:: Dataset entries ::
+ + + + + + +

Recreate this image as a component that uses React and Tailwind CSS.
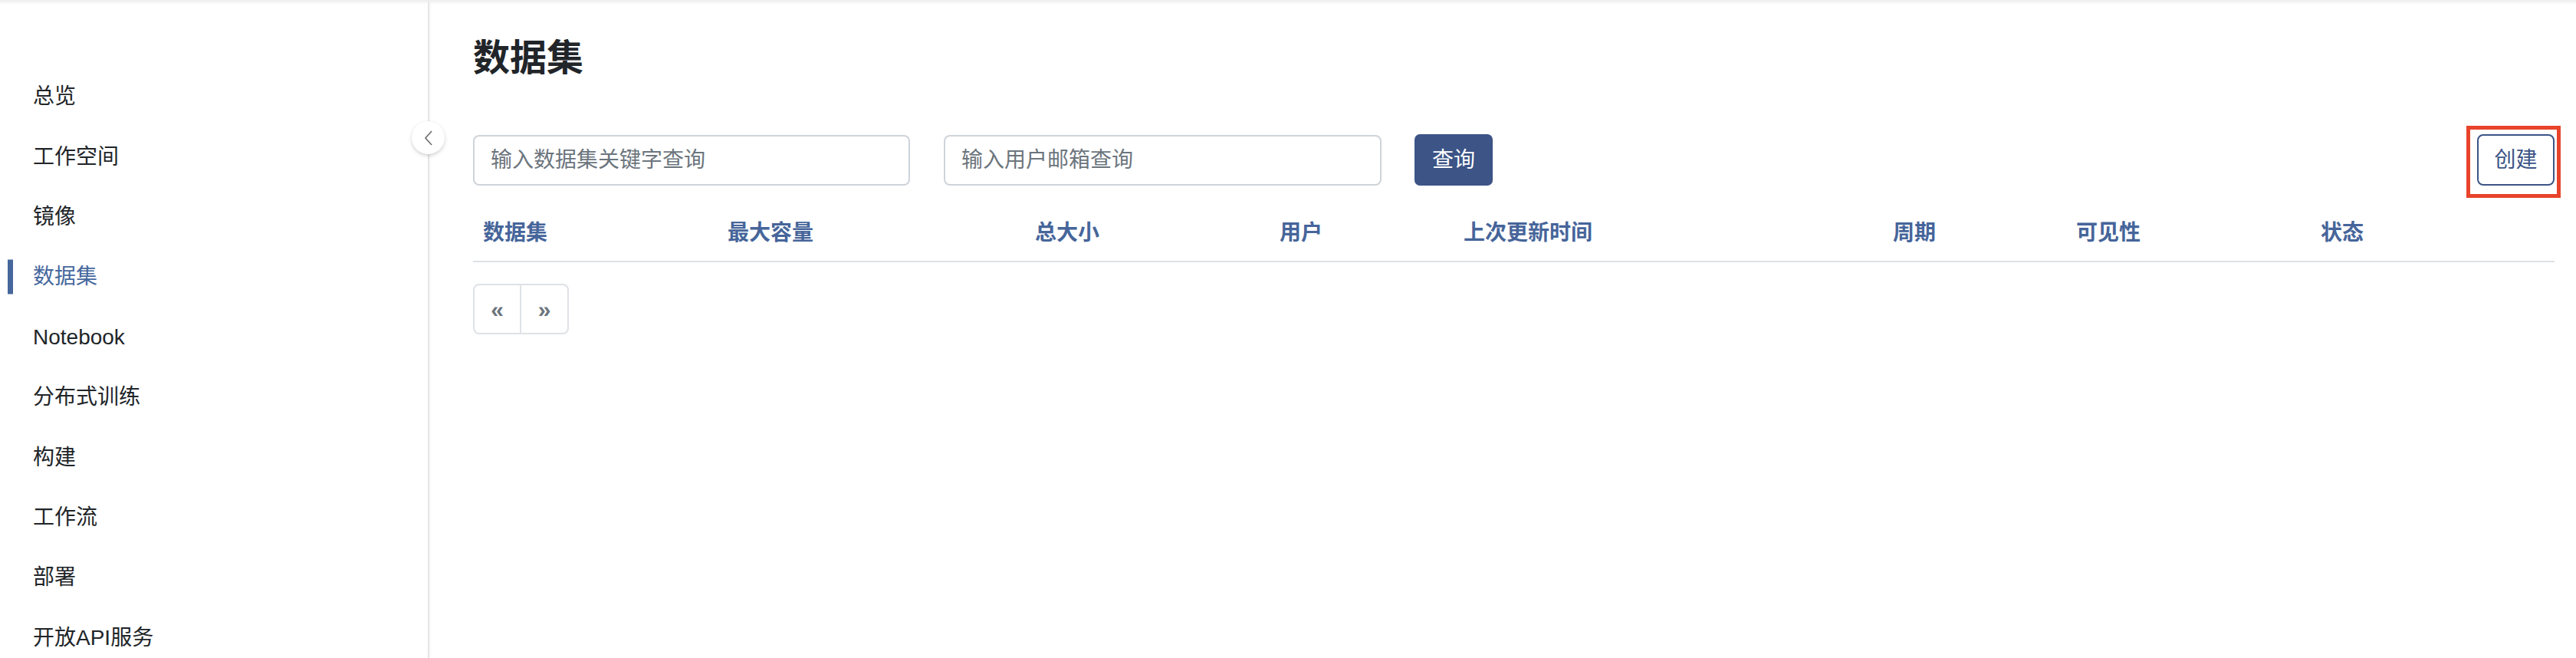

+ + + + + + +

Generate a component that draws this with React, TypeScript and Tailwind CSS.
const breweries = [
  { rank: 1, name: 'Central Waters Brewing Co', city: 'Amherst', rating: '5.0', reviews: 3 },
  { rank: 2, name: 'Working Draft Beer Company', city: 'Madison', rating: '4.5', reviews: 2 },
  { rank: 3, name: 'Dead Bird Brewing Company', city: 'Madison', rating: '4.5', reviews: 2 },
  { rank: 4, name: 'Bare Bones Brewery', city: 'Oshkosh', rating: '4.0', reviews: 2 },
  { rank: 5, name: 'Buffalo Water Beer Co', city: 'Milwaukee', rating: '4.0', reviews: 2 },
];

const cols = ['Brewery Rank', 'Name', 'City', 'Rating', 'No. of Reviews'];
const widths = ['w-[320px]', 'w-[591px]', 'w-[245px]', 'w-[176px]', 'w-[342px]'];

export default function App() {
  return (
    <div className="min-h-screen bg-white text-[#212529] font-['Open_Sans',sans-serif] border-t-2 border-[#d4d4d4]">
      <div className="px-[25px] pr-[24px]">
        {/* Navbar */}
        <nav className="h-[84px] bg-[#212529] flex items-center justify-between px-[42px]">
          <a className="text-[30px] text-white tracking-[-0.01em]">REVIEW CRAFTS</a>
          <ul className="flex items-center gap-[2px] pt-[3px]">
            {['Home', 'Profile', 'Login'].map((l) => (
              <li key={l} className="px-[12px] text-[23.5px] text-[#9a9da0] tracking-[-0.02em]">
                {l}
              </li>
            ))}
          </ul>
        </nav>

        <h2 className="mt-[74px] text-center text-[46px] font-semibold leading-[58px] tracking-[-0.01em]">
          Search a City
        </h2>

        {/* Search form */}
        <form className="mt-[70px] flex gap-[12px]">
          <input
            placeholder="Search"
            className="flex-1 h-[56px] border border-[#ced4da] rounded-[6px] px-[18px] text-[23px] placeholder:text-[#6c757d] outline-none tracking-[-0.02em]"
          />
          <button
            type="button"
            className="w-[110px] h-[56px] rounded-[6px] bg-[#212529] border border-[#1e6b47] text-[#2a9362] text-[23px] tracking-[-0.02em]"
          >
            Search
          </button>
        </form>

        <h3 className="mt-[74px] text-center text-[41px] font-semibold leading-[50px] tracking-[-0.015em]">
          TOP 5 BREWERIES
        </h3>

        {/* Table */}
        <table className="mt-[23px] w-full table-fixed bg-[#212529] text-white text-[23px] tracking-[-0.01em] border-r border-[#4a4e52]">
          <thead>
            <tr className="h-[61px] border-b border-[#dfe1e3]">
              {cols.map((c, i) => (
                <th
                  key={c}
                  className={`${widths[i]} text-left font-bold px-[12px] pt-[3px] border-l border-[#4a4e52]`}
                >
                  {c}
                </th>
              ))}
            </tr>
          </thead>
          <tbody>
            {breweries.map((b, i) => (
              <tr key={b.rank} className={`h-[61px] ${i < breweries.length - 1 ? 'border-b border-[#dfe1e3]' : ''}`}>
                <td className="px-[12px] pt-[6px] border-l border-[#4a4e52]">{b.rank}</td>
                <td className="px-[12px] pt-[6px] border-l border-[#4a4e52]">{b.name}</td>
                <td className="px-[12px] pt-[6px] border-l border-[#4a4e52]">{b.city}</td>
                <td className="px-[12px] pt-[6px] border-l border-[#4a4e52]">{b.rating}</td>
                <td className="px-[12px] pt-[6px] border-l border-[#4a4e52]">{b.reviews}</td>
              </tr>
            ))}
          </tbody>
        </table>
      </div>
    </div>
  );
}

+ + + + + + +

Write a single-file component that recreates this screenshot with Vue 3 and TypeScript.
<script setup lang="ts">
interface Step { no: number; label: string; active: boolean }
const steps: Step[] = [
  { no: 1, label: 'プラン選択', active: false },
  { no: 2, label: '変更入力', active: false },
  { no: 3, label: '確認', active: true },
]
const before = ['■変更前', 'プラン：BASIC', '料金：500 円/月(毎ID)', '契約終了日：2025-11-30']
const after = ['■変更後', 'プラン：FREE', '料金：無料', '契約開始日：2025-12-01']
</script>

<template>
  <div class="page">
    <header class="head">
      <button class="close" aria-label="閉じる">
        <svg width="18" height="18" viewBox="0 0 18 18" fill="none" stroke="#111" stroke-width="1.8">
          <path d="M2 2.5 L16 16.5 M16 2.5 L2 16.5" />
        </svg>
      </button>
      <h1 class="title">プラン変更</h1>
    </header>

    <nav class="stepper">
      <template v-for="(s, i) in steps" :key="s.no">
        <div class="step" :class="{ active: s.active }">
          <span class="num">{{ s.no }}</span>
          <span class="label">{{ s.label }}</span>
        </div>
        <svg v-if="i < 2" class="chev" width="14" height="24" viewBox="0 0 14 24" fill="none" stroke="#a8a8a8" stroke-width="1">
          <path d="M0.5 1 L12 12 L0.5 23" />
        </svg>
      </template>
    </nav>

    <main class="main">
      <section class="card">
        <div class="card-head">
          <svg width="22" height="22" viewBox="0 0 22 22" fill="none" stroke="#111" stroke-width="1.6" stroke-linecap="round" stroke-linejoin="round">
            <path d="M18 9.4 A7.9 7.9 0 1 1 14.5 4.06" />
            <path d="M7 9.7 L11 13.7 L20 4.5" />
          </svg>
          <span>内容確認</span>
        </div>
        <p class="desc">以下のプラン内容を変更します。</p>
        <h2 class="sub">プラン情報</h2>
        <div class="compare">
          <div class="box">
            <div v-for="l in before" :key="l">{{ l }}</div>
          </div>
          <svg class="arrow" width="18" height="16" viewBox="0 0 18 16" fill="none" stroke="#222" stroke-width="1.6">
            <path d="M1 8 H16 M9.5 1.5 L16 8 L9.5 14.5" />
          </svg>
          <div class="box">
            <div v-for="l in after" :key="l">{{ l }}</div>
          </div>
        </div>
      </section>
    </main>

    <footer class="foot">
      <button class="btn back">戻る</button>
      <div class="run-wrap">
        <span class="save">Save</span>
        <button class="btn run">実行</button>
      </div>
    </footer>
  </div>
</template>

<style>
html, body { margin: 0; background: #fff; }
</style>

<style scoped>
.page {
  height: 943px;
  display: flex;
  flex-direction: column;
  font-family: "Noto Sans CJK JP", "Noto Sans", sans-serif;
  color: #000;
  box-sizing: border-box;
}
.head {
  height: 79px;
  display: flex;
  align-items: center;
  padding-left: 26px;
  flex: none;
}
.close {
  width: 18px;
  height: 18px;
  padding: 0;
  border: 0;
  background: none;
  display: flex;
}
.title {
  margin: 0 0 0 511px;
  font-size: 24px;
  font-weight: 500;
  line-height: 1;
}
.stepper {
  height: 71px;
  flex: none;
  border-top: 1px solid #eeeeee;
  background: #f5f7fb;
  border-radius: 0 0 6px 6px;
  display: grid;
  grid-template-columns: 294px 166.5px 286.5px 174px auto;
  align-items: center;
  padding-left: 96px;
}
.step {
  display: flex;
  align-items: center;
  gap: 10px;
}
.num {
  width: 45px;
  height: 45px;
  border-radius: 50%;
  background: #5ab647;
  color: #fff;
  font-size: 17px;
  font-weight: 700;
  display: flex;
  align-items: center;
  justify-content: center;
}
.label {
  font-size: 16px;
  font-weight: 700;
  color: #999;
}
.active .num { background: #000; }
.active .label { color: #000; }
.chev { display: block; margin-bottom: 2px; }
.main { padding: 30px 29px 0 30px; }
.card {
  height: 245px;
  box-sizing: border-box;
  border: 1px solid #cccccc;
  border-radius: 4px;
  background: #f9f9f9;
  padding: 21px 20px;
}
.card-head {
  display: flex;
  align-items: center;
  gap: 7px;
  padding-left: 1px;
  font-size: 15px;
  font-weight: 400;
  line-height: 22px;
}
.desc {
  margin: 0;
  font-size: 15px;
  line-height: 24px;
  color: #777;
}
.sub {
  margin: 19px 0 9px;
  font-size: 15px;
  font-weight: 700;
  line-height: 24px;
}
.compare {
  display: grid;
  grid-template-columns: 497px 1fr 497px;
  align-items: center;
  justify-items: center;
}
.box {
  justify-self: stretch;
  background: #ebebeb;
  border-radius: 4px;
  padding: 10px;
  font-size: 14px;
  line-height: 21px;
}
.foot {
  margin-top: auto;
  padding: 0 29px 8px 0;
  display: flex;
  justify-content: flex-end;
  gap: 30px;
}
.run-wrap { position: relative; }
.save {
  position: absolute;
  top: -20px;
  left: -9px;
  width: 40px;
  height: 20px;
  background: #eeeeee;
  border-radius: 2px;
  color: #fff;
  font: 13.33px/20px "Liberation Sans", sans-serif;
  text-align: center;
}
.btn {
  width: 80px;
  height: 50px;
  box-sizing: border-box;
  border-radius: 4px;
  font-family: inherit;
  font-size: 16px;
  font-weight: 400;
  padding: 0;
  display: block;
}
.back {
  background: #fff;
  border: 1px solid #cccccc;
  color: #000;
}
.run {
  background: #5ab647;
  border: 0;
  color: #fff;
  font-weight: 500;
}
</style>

+ + + + + + +

:: Set task ::
Report how many lines of the records above contain the word "component", and give only that number.

:: Written response ::
3